Second, unseen by worldly eyes, the Parousia has already begun in a manner unanticipated by Paul. According to John, it is essential to understand that the Second Coming is a cosmic event not just an earthly one. It occurs in the spiritual as well as the material realm. Before it takes place on Earth, it must be completed in Heaven. That is, the demonic spiritual forces must be disposed of before the evil human forces can be neutralised. Christ is engaged as he writes in the conquest of his heavenly opponents.

When, then, can the visible triumph of Christ over the mundane army of evil be expected? In this John is more canny than either Paul or Mark’s Jesus. He doesn’t mention human lifespans. Rather, the relevant metric is that of the lifespan of the imperial regime, Rome itself, the whore of Babylon with its pseudo-Jewish clients. Before Rome passes away, the Lord will return in order to defeat it. So hang in there people. We can’t put a date on it; but we do know as long as Rome lasts, we can continue to expect the Lord’s arrival.

This conclusion may seem perverse.

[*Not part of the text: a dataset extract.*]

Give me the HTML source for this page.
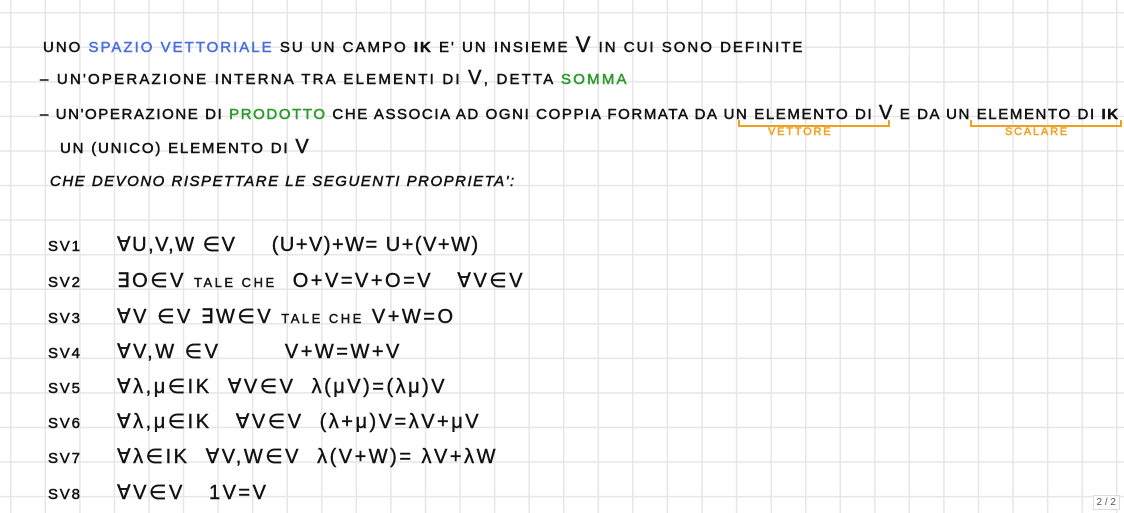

But it is actually a brilliant re-calibration of the ‘imminent’ Second Coming. We must still be alert. Christ has not been delayed so much as busy on the main front. He is still on his way. This is a message that finds its way comfortably into the New Testament canon, despite the lack of substantive commentary in Revelation on the life, death or resurrection of Jesus.

John provides a very handy explanation, therefore, about the obvious inaccuracies of Pauline teaching for Christians Jews. But longer term, through the symbolic interpretation of Rome as any civil government at all, he also allows the increasingly dominant group of Gentile Christians to gloss over these inaccuracies and push the Second Coming into an indefinite future. A win/win situation therefore - and a border wall even the most ardent Trumpist could be proud of.